Furthermore, Master Status has an importance for social identity that overrides other statuses. John Coffey’s master status as a black man in the film overrode the emotions in the small town society in which he was accused of being a rapist although in the end Paul discovers that John Coffey is innocent after holding his hand and foreseeing through John the dramatic events that lead to the girls deaths by another prisoner, Wild Bill.

Labeling and Functionalist Perspective

In a biased society, assigning deviant status to an individual dominates their identities and behaviors. Those being labeled seem powerless to change because they live the identity and behavior chosen by the labeler. This is a result of systematic bias and John Coffey is a prime example of being the labeled. He was labeled a “negro” by his attorney” and in the southern culture of Louisiana in 1935, this was a doomed status. John Coffey’s attorney compared John to a dog that bit his child face and this even further plays into the three societal reaction perspectives. Society labels the individual and individual begins to identify with the label. Lastly, the individual lives with the label and John was labeled without further ado.

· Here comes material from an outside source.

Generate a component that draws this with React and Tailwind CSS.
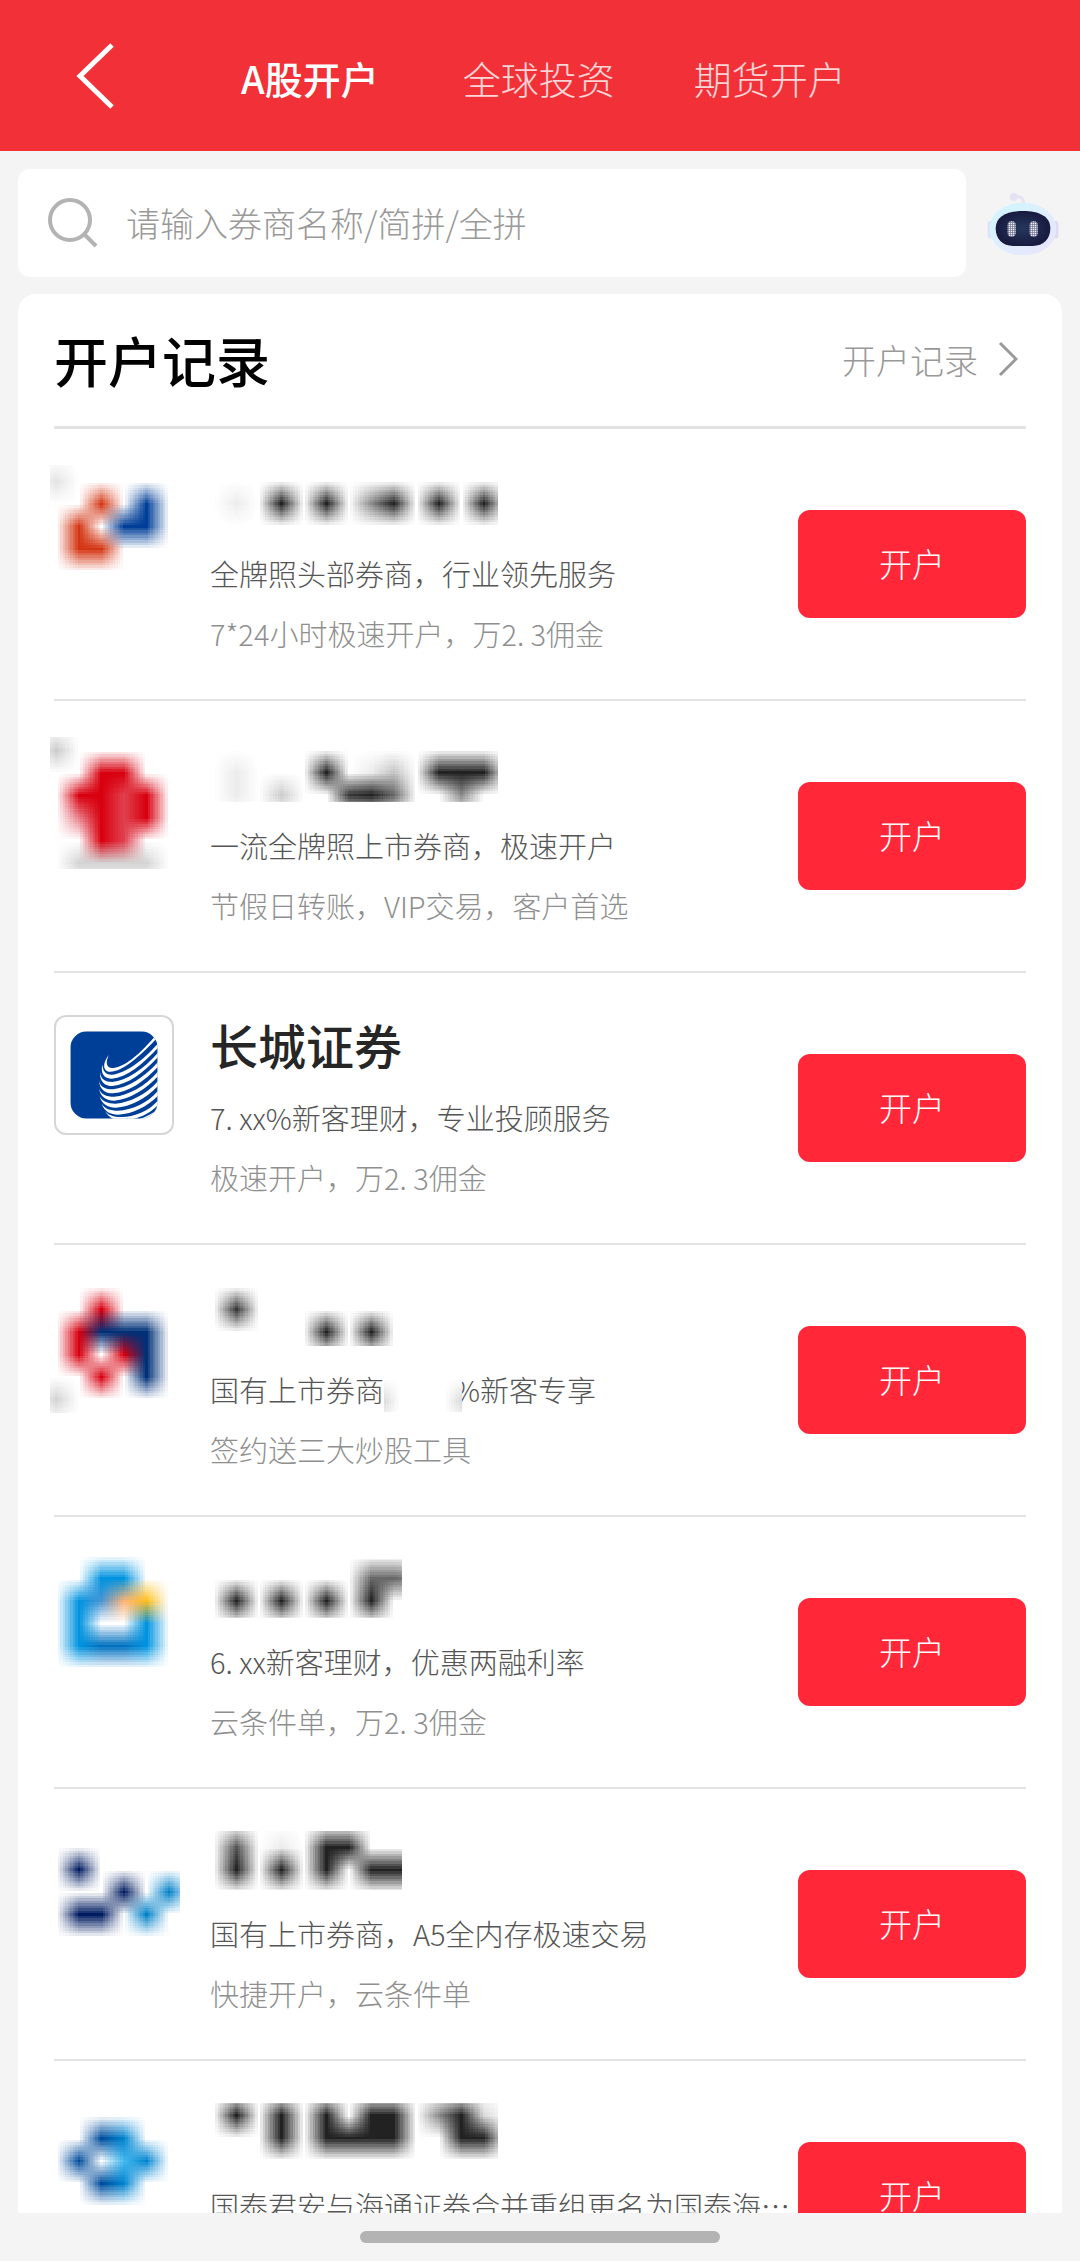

For Functionalists, the three functions of deviant behavior are that the individual confirms the moral boundaries. The second is this brings the group together and third is it reaffirms what is right and wrong. This is correlated well in a scene with the guards as they take John Coffey off the prison base to the warden house where John can use his gift and save the life of the warden’s wife who is diagnosed with a cancerous brain tumor. The guards had a previous conversation and determined the moral boundaries in taking a prisoner on death row off the prison base. This brought the group closer together because they all shared in this deviant behavior and they realized that they could loose their jobs. They affirmed the “right and wrongs” of taking John to the warden’s house. In the end John saved the wardens wife because of a deviant behavior. This, I feel, further defines the folkways and norms that are less important and, therefore, may not be well defined. Mores, however, involve morality and are considered important enough by society to merit severe punishment. If these guards had been caught with John Coffey by society they to would have been severely punished. But in this primary group society this was considered a moral decision that was justified. The guards continuously stated “What happens on the Mile, stays on the Mile”

Reference

Eitzer, D. Stanley, and Baca Zinn, Maxine. In Conflict and Order Understanding Society. Boston: Pearson Education. 1982.